Set problem: Repeat the listing exactly as given, omitting every image.
-- start Data section --
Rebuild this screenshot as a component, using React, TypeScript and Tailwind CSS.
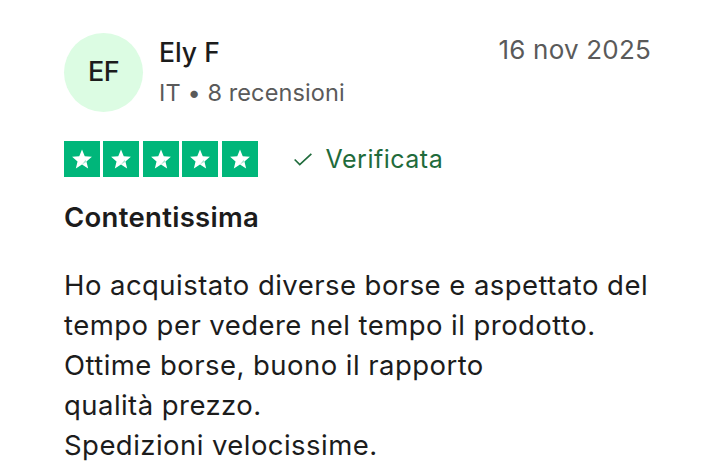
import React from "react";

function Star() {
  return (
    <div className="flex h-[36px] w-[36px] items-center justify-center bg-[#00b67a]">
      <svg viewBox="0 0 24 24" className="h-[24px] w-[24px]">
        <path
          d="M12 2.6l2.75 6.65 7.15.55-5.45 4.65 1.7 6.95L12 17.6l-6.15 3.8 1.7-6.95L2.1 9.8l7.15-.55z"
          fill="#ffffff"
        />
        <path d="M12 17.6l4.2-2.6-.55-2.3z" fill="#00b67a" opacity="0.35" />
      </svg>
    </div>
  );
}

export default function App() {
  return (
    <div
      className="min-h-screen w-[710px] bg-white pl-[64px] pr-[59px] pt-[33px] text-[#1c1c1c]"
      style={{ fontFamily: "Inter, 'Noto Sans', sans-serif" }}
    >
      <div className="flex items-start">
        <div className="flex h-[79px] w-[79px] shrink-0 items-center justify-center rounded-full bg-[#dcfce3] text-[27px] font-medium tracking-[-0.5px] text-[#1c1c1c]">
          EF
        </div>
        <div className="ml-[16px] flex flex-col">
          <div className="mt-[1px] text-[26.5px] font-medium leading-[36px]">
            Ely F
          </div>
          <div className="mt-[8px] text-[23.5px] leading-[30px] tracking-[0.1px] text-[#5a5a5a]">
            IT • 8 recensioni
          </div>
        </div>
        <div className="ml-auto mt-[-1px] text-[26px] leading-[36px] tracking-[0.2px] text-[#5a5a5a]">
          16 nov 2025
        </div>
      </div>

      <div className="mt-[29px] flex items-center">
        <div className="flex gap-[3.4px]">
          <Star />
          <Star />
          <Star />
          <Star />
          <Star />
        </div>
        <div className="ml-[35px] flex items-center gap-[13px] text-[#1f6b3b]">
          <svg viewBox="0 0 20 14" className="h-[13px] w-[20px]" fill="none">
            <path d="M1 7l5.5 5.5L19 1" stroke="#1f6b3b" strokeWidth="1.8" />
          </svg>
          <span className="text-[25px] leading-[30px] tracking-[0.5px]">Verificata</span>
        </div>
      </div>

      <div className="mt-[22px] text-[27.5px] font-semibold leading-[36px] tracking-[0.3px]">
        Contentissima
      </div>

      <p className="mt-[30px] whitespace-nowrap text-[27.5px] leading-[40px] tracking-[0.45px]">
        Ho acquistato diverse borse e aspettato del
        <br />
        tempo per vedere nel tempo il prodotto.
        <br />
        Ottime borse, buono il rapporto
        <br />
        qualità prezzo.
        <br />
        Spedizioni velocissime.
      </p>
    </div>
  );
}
-- end Data section --
Exercise solution:
Rebuild this screenshot as a component, using React, TypeScript and Tailwind CSS.
import React from "react";

function Star() {
  return (
    <div className="flex h-[36px] w-[36px] items-center justify-center bg-[#00b67a]">
      <svg viewBox="0 0 24 24" className="h-[24px] w-[24px]">
        <path
          d="M12 2.6l2.75 6.65 7.15.55-5.45 4.65 1.7 6.95L12 17.6l-6.15 3.8 1.7-6.95L2.1 9.8l7.15-.55z"
          fill="#ffffff"
        />
        <path d="M12 17.6l4.2-2.6-.55-2.3z" fill="#00b67a" opacity="0.35" />
      </svg>
    </div>
  );
}

export default function App() {
  return (
    <div
      className="min-h-screen w-[710px] bg-white pl-[64px] pr-[59px] pt-[33px] text-[#1c1c1c]"
      style={{ fontFamily: "Inter, 'Noto Sans', sans-serif" }}
    >
      <div className="flex items-start">
        <div className="flex h-[79px] w-[79px] shrink-0 items-center justify-center rounded-full bg-[#dcfce3] text-[27px] font-medium tracking-[-0.5px] text-[#1c1c1c]">
          EF
        </div>
        <div className="ml-[16px] flex flex-col">
          <div className="mt-[1px] text-[26.5px] font-medium leading-[36px]">
            Ely F
          </div>
          <div className="mt-[8px] text-[23.5px] leading-[30px] tracking-[0.1px] text-[#5a5a5a]">
            IT • 8 recensioni
          </div>
        </div>
        <div className="ml-auto mt-[-1px] text-[26px] leading-[36px] tracking-[0.2px] text-[#5a5a5a]">
          16 nov 2025
        </div>
      </div>

      <div className="mt-[29px] flex items-center">
        <div className="flex gap-[3.4px]">
          <Star />
          <Star />
          <Star />
          <Star />
          <Star />
        </div>
        <div className="ml-[35px] flex items-center gap-[13px] text-[#1f6b3b]">
          <svg viewBox="0 0 20 14" className="h-[13px] w-[20px]" fill="none">
            <path d="M1 7l5.5 5.5L19 1" stroke="#1f6b3b" strokeWidth="1.8" />
          </svg>
          <span className="text-[25px] leading-[30px] tracking-[0.5px]">Verificata</span>
        </div>
      </div>

      <div className="mt-[22px] text-[27.5px] font-semibold leading-[36px] tracking-[0.3px]">
        Contentissima
      </div>

      <p className="mt-[30px] whitespace-nowrap text-[27.5px] leading-[40px] tracking-[0.45px]">
        Ho acquistato diverse borse e aspettato del
        <br />
        tempo per vedere nel tempo il prodotto.
        <br />
        Ottime borse, buono il rapporto
        <br />
        qualità prezzo.
        <br />
        Spedizioni velocissime.
      </p>
    </div>
  );
}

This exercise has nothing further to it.